Heavy metals, petroleum hydrocarbons and other industrial wastes are imbedded over the 46-acre landfill. 

Lauth says it’s hard to tell how long the fire could burn until a landfill expert the Navy plans to send to the site later this week can figure out what’s actually burning. 

The Navy issued a news release Friday which detailed the efforts of both the Federal and San Francisco fire departments to put out the fire.  

But the methods used – including flooding the area with water and bulldozing and shoveling out hotspots – have thus far left the fire unbeaten. 

Alex Lantsberg, program coordinator of environmental group Arc Ecology, which was a party in a lawsuit against the Navy earlier this year, says the EPA needs to beef up its oversight of the Navy’s cleanup efforts.  

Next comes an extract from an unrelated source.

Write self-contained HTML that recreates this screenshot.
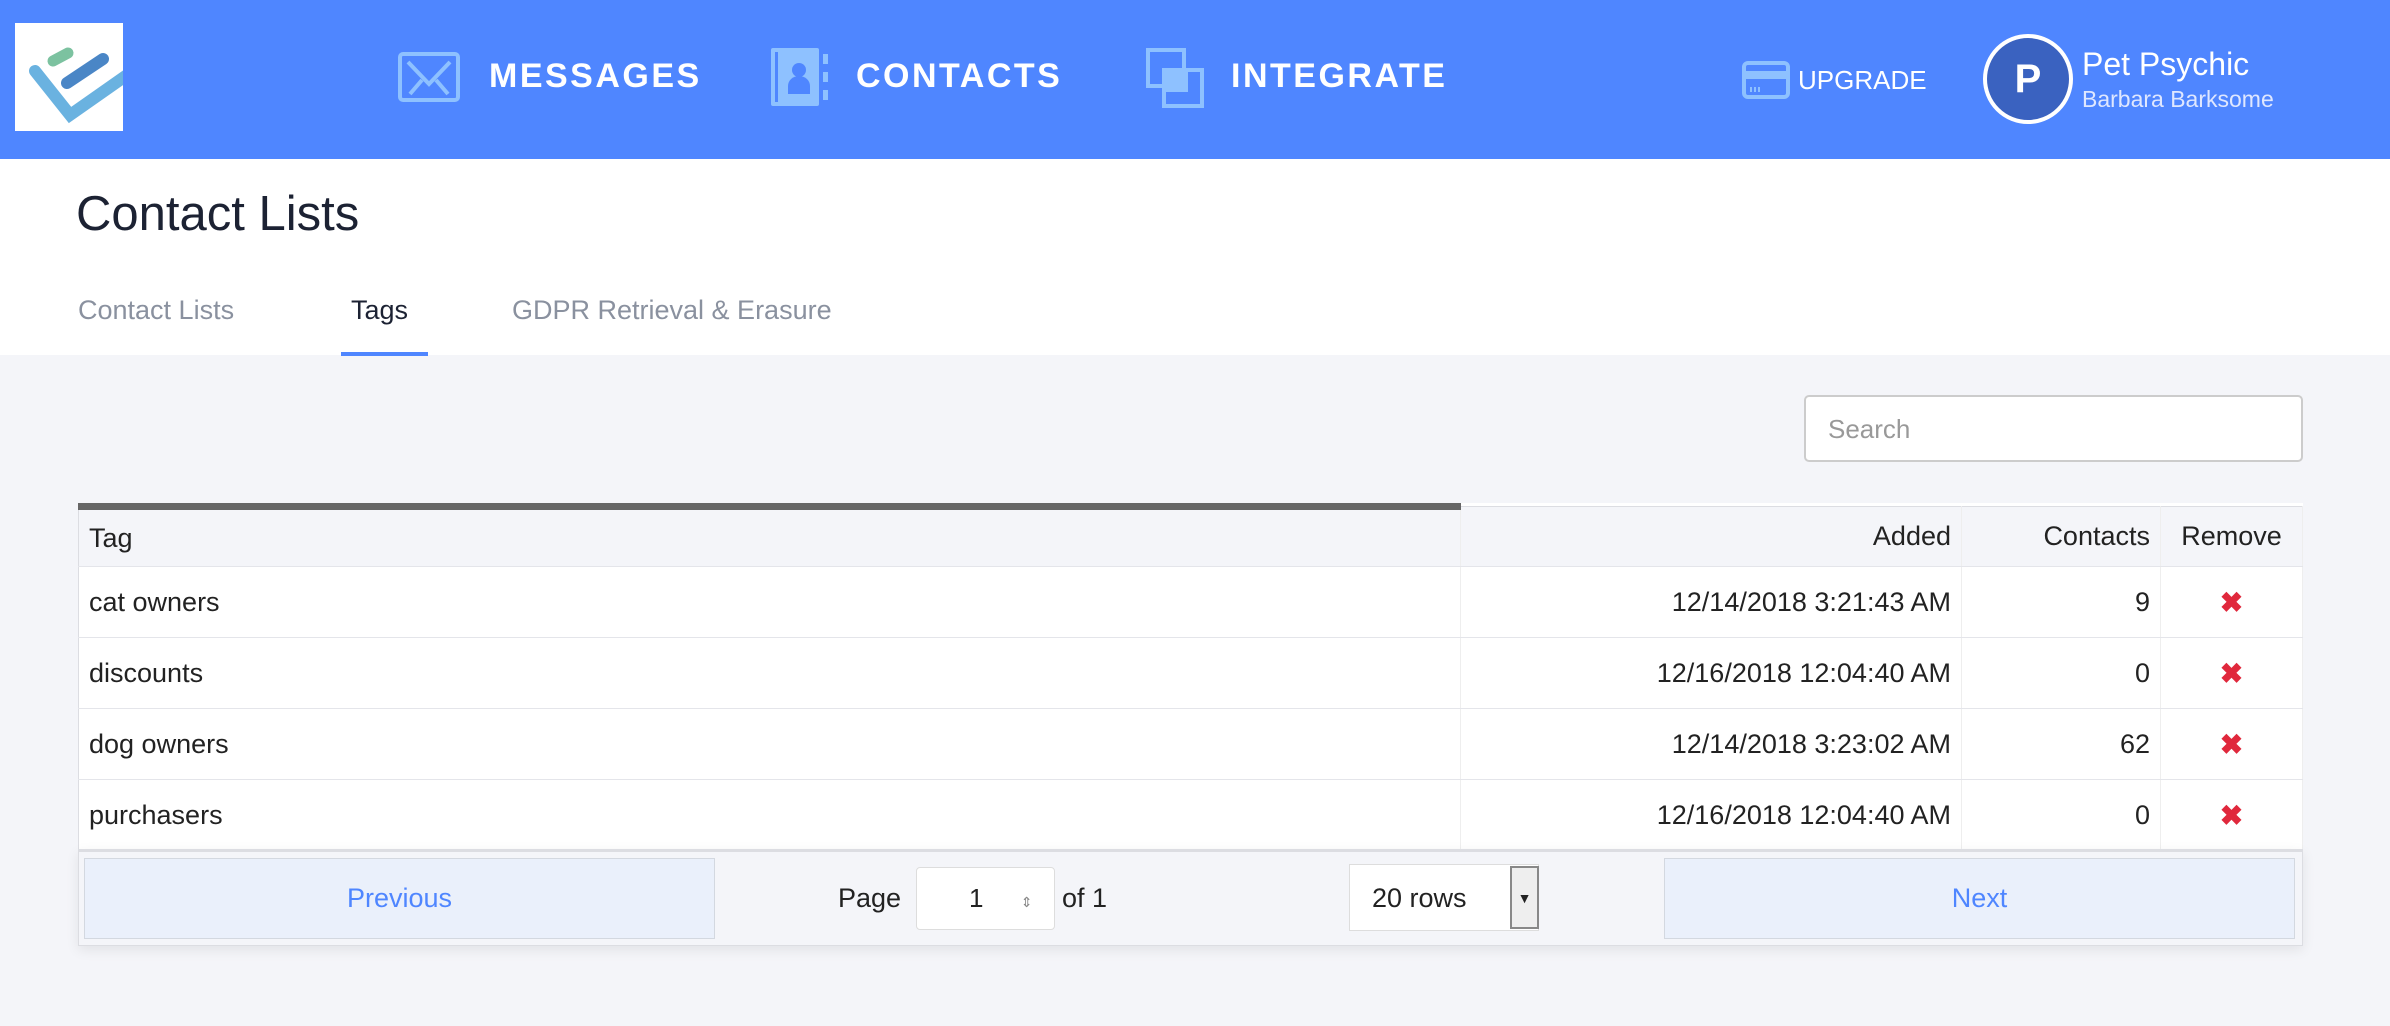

EPA is a partner in the cleanup effort, though it lacks legal power to discipline the Navy. 

“I think a lot of people are wondering whether the EPA is a watchdog or a lapdog,” said Lantsberg who is also a member of the Community First Coalition, a coalition of Bay View and Hunters Point residents and environmental groups who demand the immediate cleanup of the Superfund site. 

Hunters Point Naval Shipyard was closed in 1974 and comprises 500 dry acres and 440 submerged acres within San Francisco’s Bay View and Hunters Point neighborhoods.